Avec le temps, l’hérésie devient une question politique. À partir du IVe siècle, l’Église s’appuie sur le bras séculier pour faire appliquer ses condamnations. Le concile de Latran IV, en 1215, marque un tournant en institutionnalisant la répression à grande échelle avec l’Inquisition, dirigée principalement par les Dominicains. Ce tribunal religieux, armé de procédures minutieuses et de moyens coercitifs comme la torture, légalisée en 1252, vise à extirper l’hérésie du corps social.
La répression des hérétiques à travers l’histoire
Jean-Yves Boriaud dresse un panorama saisissant des persécutions infligées aux dissidents doctrinaux. Loin de se limiter au Moyen Âge, la répression s’intensifie encore à la Renaissance, période pourtant souvent perçue comme un renouveau de la pensée.
Plusieurs figures emblématiques illustrent cette brutalité. Savonarole, moine dominicain de Florence, prêche contre la corruption de l’Église et organise des autodafés d’objets luxueux. Jugé hérétique, il est pendu puis brûlé sur la place publique. Jan Hus et Jérôme de Prague, en Bohême, dénoncent les abus ecclésiastiques et prônent une réforme de l’Église. Condamnés par le concile de Constance, ils périssent sur le bûcher. Michel Servet, théologien contestataire, rejette la Trinité et défend une lecture plus rationnelle des textes sacrés. Capturé et jugé à Genève, il est brûlé à petit feu en 1553. Étienne Dolet, imprimeur et humaniste, est accusé d’athéisme et de diffusion d’écrits subversifs. Arrêté à Paris, il est étranglé puis brûlé place Maubert. Giordano Bruno, philosophe et astronome, défend une vision du cosmos infini et remet en question des dogmes fondamentaux. Reconnu coupable d’hérésie, il est brûlé vif à Rome en 1600.
Le supplice de ces figures illustre la mise en scène du châtiment infligé aux hérétiques. L’exécution publique ne se limite pas à une punition ; elle est conçue comme un avertissement collectif, un spectacle de terreur destiné à dissuader toute velléité de contestation.
Mécanismes de la répression et héritage de l’Inquisition
L’auteur analyse avec minutie les rouages institutionnels de la traque des hérétiques.
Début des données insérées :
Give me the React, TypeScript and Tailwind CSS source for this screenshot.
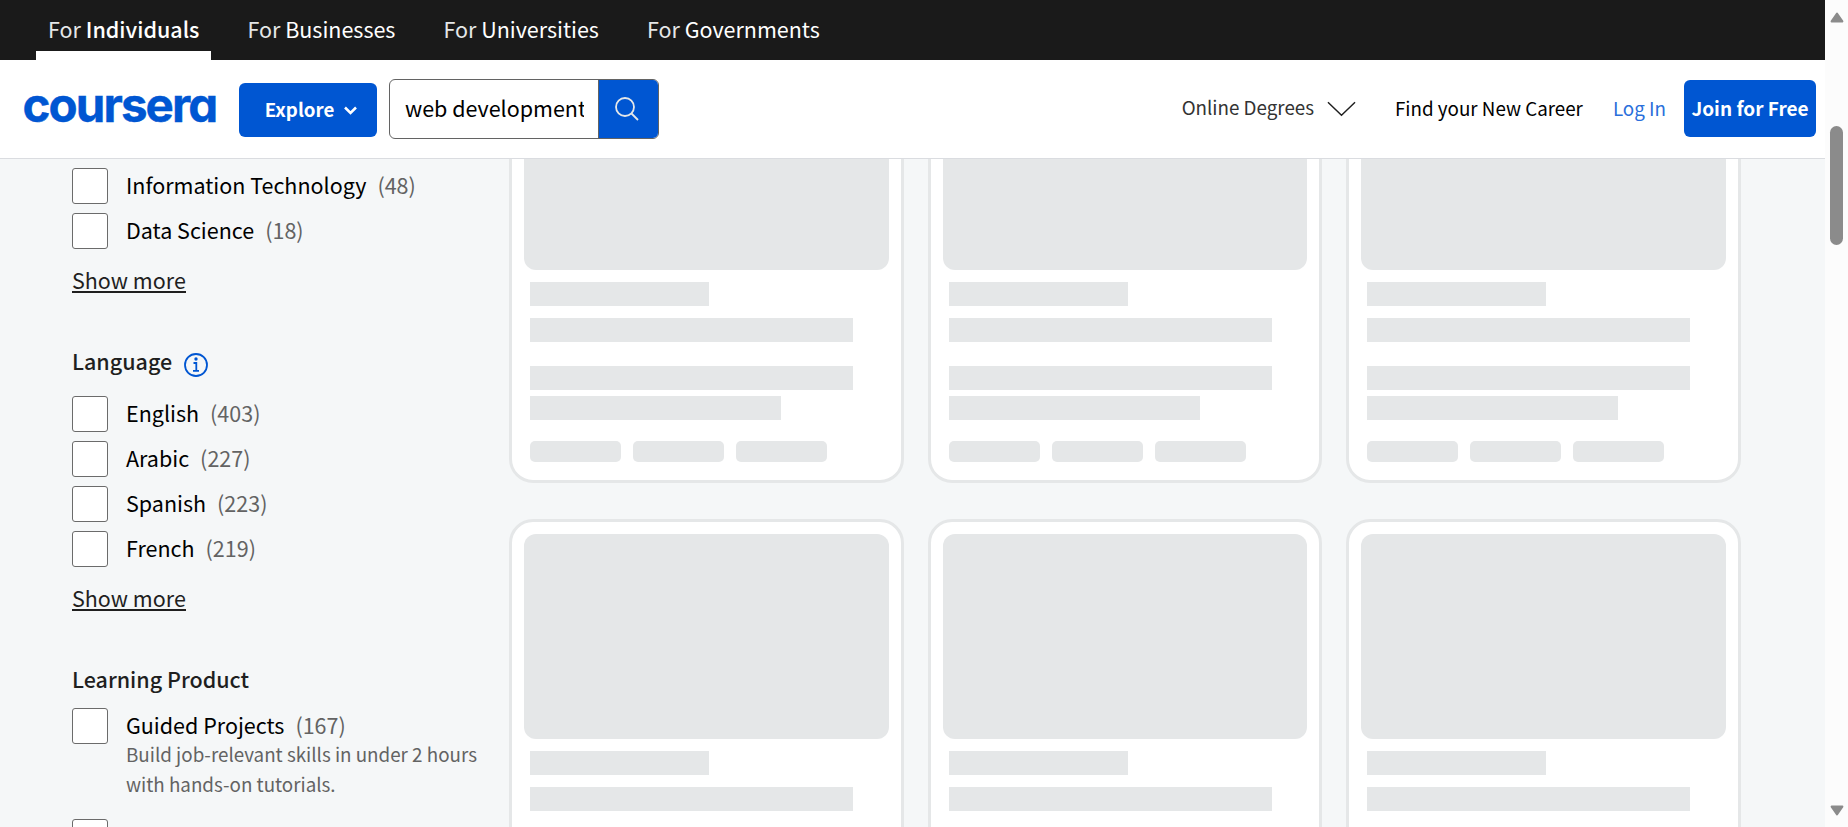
import React from "react";

const font = "font-['Noto_Sans_CJK_SC','Noto_Sans',sans-serif]";

function Arrow({ down }: { down?: boolean }) {
  return (
    <svg width="14" height="11" viewBox="0 0 14 11" className={down ? "rotate-180" : ""}>
      <path d="M7 1.6 L12.4 9.4 H1.6 Z" fill="#8b8b8b" stroke="#8b8b8b" strokeWidth="2" strokeLinejoin="round" />
    </svg>
  );
}

function TopLink({ label, active }: { label: string; active?: boolean }) {
  return (
    <a className="relative flex h-[60px] items-center px-3 pb-0.5 text-[21.5px] leading-[30px] text-white">
      <span className="whitespace-pre">
        <span className="text-[#e5e7e8]">For </span>
        <span className={active ? "font-medium" : "font-normal"}>{label}</span>
      </span>
      {active && <span className="absolute inset-x-0 bottom-0 h-[9px] bg-white" />}
    </a>
  );
}

function Checkbox() {
  return <span className="block h-9 w-9 shrink-0 rounded-[3px] border border-[#6b6b6b] bg-white" />;
}

function Option({ label, count, note }: { label: string; count: number; note?: string }) {
  return (
    <div className="flex gap-[18px]">
      <Checkbox />
      <div className="pt-[2px]">
        <div className="flex h-[30px] items-center gap-[11px] whitespace-nowrap text-[21.5px] leading-[30px]">
          <span className="text-black">{label}</span>
          <span className="text-[#636363]">({count})</span>
        </div>
        {note && <p className="-mt-px mb-px w-[360px] text-[18.8px] leading-[30px] text-[#636363]">{note}</p>}
      </div>
    </div>
  );
}

function ShowMore() {
  return (
    <a className="block w-fit whitespace-nowrap border-b-2 border-[#1f1f1f] text-[21.5px] leading-[22px] text-[#1f1f1f]">Show more</a>
  );
}

function SkeletonCard() {
  return (
    <div className="h-[433px] rounded-[24px] border-[3px] border-[#e5e7e8] bg-white p-3">
      <div className="h-[205px] rounded-xl bg-[#e5e7e8]" />
      <div className="flex flex-col px-1.5 pt-3">
        <div className="h-6 w-[179px] bg-[#e5e7e8]" />
        <div className="mt-3 h-6 w-[323px] bg-[#e5e7e8]" />
        <div className="mt-6 h-6 w-[323px] bg-[#e5e7e8]" />
        <div className="mt-1.5 h-6 w-[251px] bg-[#e5e7e8]" />
        <div className="mt-[21px] flex gap-3">
          <div className="h-[21px] w-[91px] rounded-[5px] bg-[#e5e7e8]" />
          <div className="h-[21px] w-[91px] rounded-[5px] bg-[#e5e7e8]" />
          <div className="h-[21px] w-[91px] rounded-[5px] bg-[#e5e7e8]" />
        </div>
      </div>
    </div>
  );
}

export default function App() {
  return (
    <div className={`flex h-[827px] w-full overflow-hidden bg-[#f5f7f8] ${font}`}>
      <div className="flex min-w-0 flex-1 flex-col">
        <nav className="flex h-[60px] shrink-0 gap-6 bg-[#1a1a1a] pl-9">
          <TopLink label="Individuals" active />
          <TopLink label="Businesses" />
          <TopLink label="Universities" />
          <TopLink label="Governments" />
        </nav>
        <header className="flex h-[99px] shrink-0 items-center justify-between border-b border-[#dadce0] bg-white pl-6 pr-[9px]">
          <div className="flex items-center">
            <span className="-mt-[9px] -ml-[1.5px] w-[192.5px] whitespace-nowrap font-[Inter] text-[47.5px] font-bold leading-[60px] tracking-[-1.9px] text-[#0056d2] [-webkit-text-stroke:0.4px_#0056d2] [font-feature-settings:'cv11']">coursera</span>
            <button className="ml-6 mt-0.5 flex h-[54px] w-[138px] items-center justify-center gap-2.5 rounded-md bg-[#0056d2] pl-1.5 text-[18.7px] font-bold text-white">
              <span className="-mt-px">Explore</span>
              <svg width="13" height="9" viewBox="0 0 13 9" fill="none"><path d="M1 1.5 L6.5 7 L12 1.5" stroke="white" strokeWidth="2.5" /></svg>
            </button>
            <div className="ml-3 flex h-[60px] w-[270px] overflow-hidden rounded-md border border-[#636363]">
              <div className="flex w-[209px] shrink-0 items-center border-r border-[#636363] pb-0.5 pl-[15px]">
                <span className="w-[178.5px] overflow-hidden whitespace-nowrap text-[21.5px] leading-[30px] text-black">web development</span>
              </div>
              <div className="flex flex-1 items-center justify-center bg-[#0056d2] pr-[3px]">
                <svg width="24" height="24" viewBox="0 0 24 24" fill="none" stroke="#e5e7e8" strokeWidth="1.8"><circle cx="10" cy="10" r="9" /><path d="M16.5 16.5 L23 23" /></svg>
              </div>
            </div>
          </div>
          <div className="flex items-center text-[18.8px] leading-[30px]">
            <span className="-mt-1 text-[#333]">Online Degrees</span>
            <svg className="ml-[13px]" width="29" height="16" viewBox="0 0 30 16" fill="none"><path d="M1 1 L15 14.5 L29 1" stroke="#1f1f1f" strokeWidth="1.5" /></svg>
            <span className="-mt-0.5 ml-[39px] text-black">Find your New Career</span>
            <span className="-mt-0.5 ml-[30px] text-[#2a6fdb]">Log In</span>
            <button className="-mt-px ml-[18px] h-[57px] w-[132px] rounded-md bg-[#0056d2] pb-px text-[19px] font-bold text-white">Join for Free</button>
          </div>
        </header>
        <main className="flex min-h-0 flex-1 overflow-hidden">
          <aside className="w-[509px] shrink-0 pl-[72px] pt-[9px]">
            <div className="flex flex-col gap-[9px]">
              <Option label="Information Technology" count={48} />
              <Option label="Data Science" count={18} />
            </div>
            <div className="pt-5"><ShowMore /></div>
            <h3 className="mt-[53px] flex h-[30px] items-center gap-3 text-[21.5px] font-medium leading-[30px] text-[#1f1f1f]">
              <span>Language</span>
              <svg className="mt-[7px]" width="24" height="24" viewBox="0 0 24 24" fill="none" stroke="#0056d2" strokeWidth="1.8"><circle cx="12" cy="12" r="11" /><path d="M9.5 10 H12.3 V17.5 M9 17.8 H15" /><circle cx="12" cy="6" r="0.8" fill="#0056d2" /></svg>
            </h3>
            <div className="mt-5 flex flex-col gap-[9px]">
              <Option label="English" count={403} />
              <Option label="Arabic" count={227} />
              <Option label="Spanish" count={223} />
              <Option label="French" count={219} />
            </div>
            <div className="pt-5"><ShowMore /></div>
            <h3 className="mt-[53px] h-[30px] w-fit text-[21.5px] font-medium leading-[30px] text-[#1f1f1f]">Learning Product</h3>
            <div className="mt-[14px] flex flex-col gap-[19px]">
              <Option label="Guided Projects" count={167} note="Build job-relevant skills in under 2 hours with hands-on tutorials." />
              <Checkbox />
            </div>
          </aside>
          <section className="-mt-[109px] grid w-[1232px] shrink-0 grid-cols-3 content-start gap-x-6 gap-y-9">
            {[0, 1, 2, 3, 4, 5].map((i) => <SkeletonCard key={i} />)}
          </section>
        </main>
      </div>
      <div className="flex w-[23px] shrink-0 flex-col items-center bg-[#fcfcfc] pt-[12px]">
        <Arrow />
        <div className="mt-[103px] h-[119px] w-[13px] rounded-full bg-[#8b8b8b]" />
        <div className="mt-auto pb-[11px]"><Arrow down /></div>
      </div>
    </div>
  );
}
Les supplices sont variés : les accusés peuvent être étranglés ou assommés avant d’être brûlés, et du lard est même parfois utilisé ! Les ordalies, notamment par l’eau glacée, servent à justifier les verdicts en invoquant une intervention divine. Pour financer, les biens des condamnés sont saisis ou les familles sont facturées.
Les Dominicains jouent un rôle central dans cette machine répressive. Des figures comme Bernard Gui, Robert le Bougre ou Torquemada perfectionnent l’art de l’interrogatoire et rédigent des manuels à l’usage des inquisiteurs. À partir du XIVe siècle, l’hérésie est assimilée à la sorcellerie, comme l’illustre la bulle Super illius specula de 1326, renforçant ainsi la paranoïa collective et étendant le champ des persécutions.
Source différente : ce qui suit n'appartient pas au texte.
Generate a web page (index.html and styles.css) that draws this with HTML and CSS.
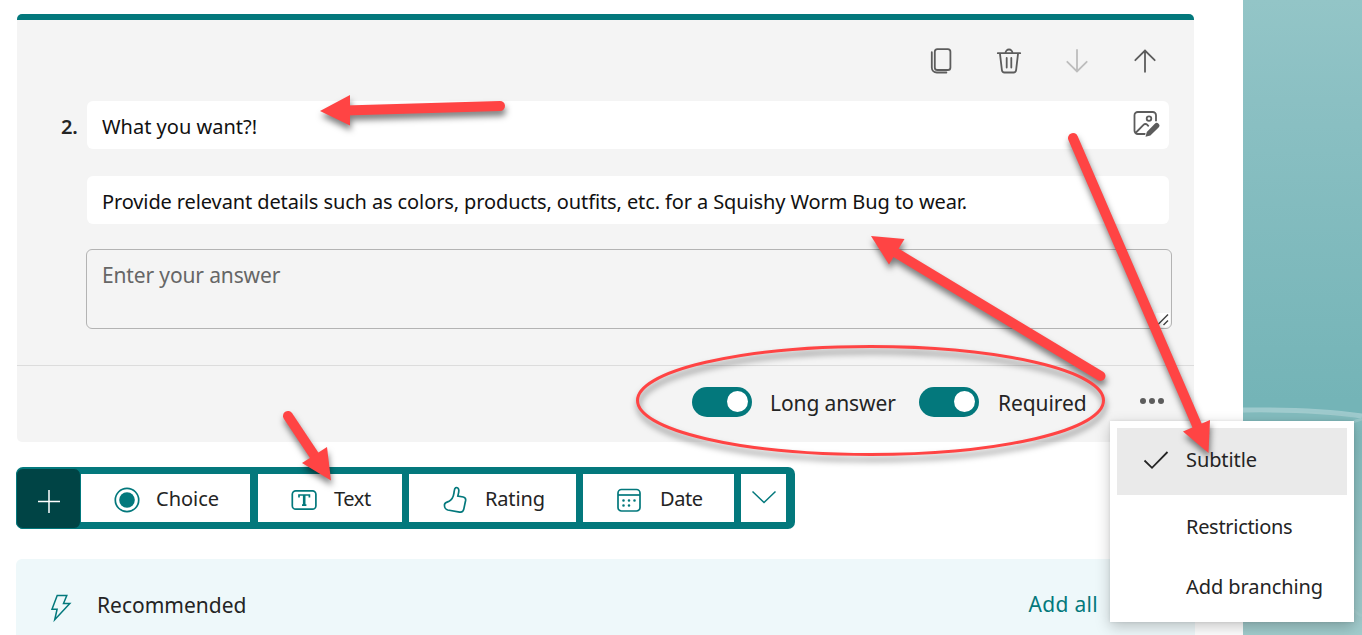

Jean-Yves Boriaud, dans Hérétiques !, propose une analyse rigoureuse de la répression des dissidents religieux en Occident, mettant en lumière un système de contrôle fondé sur la peur et la coercition. Bien au-delà d’un simple débat théologique, la lutte contre l’hérésie se révèle être un puissant instrument politique au service de l’Église. À travers cette réflexion essentielle, l’auteur éclaire le rôle de la violence institutionnelle dans l’histoire du christianisme et son impact sur l’évolution de la pensée critique.